The objective of this project is to elucidate the relationship between ultrasound contrast agents (UCA) and sonoporation by varying the peak rarefactional pressure (P_r) in a threshold type study. The results of sonoporation in the presence of Optison™ or Definity® are directly compared to the collapse thresholds of the respective contrast agent to uncover the role inertial cavitation plays in sonoporation. Chinese Hamster Ovarian (CHO) cells were grown as a monolayer in a 96-microwell plate. Each well was filled with an exposure medium consisting of 0.05 mL Fluorescein isothiocyanate-dextran (FITC-dextran), 8.8 μL Optison™ or 0.57 μL Definity®, and Phosphate Buffered Saline. CHO cells were exposed for 30 s to pulsed ultrasound at 3 MHz center frequency, 5-cycle pulse duration, and 10-Hz pulse repetition frequency. P_r was varied over a range from 10 kPa to 3.5 MPa. Flow cytometery was used to determine the percentage of positively labeled cells. Over the P_r range applied, the sonoporated cells in the presence of Optison™ increased from 0.63% to 10.21%, with a maximum occurring at 2.4 MPa. Above 2.4 MPa, a significant drop in sonoporation activity was observed.

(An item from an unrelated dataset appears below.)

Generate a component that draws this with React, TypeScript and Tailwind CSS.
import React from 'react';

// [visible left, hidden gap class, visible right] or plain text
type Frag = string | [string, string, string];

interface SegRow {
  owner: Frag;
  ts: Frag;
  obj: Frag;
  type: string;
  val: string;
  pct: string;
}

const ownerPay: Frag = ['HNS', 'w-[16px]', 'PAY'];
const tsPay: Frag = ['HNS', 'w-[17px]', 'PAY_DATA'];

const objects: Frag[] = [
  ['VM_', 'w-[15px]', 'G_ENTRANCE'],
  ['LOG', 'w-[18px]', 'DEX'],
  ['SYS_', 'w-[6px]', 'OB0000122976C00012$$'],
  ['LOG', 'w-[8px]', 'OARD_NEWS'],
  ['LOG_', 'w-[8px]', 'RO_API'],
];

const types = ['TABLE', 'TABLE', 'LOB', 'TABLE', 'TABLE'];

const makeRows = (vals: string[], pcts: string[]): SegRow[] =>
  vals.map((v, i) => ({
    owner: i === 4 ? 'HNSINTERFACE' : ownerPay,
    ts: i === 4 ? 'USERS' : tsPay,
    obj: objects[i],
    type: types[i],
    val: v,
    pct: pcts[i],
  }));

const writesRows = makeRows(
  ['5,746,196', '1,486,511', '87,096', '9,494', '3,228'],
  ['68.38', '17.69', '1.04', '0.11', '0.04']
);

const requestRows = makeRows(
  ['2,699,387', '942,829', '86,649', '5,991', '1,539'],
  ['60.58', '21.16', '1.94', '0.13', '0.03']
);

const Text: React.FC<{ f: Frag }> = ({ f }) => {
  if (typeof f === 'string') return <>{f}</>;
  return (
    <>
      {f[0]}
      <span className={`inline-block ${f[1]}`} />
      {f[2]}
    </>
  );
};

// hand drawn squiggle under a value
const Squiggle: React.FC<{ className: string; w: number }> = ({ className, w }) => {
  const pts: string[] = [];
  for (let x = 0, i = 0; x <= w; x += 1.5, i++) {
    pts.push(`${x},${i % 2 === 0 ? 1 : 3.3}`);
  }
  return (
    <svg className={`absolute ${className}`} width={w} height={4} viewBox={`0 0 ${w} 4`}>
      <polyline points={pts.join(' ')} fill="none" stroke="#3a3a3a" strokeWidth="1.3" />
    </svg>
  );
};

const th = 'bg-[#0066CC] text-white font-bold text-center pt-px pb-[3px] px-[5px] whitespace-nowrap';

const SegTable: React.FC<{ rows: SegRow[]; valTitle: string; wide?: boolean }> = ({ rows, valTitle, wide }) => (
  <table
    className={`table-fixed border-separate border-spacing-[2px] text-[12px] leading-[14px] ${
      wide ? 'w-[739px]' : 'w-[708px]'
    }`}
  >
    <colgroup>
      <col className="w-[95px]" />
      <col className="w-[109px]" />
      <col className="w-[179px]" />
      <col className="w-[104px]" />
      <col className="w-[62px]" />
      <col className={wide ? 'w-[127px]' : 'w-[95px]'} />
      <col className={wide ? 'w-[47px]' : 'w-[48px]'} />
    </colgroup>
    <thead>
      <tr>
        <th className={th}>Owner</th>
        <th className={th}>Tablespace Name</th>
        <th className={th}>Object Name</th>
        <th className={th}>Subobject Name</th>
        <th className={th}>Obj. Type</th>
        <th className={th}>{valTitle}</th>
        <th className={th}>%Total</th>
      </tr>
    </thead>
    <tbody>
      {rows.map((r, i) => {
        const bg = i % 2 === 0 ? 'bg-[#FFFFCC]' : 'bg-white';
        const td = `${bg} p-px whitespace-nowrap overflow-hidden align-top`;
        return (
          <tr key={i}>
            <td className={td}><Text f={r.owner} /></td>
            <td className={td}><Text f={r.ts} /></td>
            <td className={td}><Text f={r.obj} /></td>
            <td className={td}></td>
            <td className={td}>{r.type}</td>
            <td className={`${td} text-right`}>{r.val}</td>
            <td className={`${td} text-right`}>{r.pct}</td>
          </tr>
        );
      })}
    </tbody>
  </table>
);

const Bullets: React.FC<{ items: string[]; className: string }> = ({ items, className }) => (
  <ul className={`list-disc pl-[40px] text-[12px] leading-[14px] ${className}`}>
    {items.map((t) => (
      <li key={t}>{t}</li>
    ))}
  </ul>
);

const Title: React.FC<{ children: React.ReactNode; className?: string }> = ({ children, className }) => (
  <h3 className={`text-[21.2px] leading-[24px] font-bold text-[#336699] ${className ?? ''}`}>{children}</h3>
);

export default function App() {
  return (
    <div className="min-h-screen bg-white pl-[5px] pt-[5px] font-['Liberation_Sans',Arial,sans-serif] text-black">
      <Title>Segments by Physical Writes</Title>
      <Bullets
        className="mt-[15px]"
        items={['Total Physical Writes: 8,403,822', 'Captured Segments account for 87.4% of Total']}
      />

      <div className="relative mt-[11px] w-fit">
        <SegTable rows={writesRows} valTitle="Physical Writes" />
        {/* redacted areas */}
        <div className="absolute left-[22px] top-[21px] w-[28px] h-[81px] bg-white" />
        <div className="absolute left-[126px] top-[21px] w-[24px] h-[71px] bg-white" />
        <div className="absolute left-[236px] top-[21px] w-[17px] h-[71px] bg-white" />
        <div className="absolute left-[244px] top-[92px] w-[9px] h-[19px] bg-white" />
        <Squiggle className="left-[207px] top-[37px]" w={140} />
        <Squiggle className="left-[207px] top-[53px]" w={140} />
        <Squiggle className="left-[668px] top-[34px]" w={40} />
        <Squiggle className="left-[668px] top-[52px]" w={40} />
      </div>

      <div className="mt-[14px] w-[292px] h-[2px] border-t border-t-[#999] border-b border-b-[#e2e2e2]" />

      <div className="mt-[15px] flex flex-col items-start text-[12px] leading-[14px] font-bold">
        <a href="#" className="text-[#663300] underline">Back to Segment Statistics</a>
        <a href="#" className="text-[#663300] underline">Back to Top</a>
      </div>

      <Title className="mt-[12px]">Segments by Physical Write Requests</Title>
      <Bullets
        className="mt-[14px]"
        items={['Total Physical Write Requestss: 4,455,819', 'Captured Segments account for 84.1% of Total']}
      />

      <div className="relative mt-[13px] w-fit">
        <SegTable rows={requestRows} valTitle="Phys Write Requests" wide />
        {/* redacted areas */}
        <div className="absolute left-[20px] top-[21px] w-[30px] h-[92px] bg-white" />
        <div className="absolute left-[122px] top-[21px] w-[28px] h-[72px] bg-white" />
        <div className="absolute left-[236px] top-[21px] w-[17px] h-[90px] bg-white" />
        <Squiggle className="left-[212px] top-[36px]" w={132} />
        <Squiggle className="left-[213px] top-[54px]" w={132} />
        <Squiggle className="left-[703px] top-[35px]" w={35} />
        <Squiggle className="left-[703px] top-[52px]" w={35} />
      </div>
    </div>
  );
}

Sonoporation in the presence of Definity® presented the same trend, with sonoporated cells increasing from 5.26% to 26.39%, with a maximum occurring 172 kPa. Above 172 kPa, a drop in sonoporation activity was observed. These results illustrate that sonoporation is not due inertial cavitation of the UCA. Instead the evidence directly suggests that the sonoporation effect was caused by linear and/or nonlinear oscillation of the UCA as these responses occur at lower P_r where sonoporation activity was present. Moreover, at higher pressures, the UCAs are rapidly collapsing and as such, are likely not present for enough time to significantly oscillate, thus minimal sonoporation activity was observed.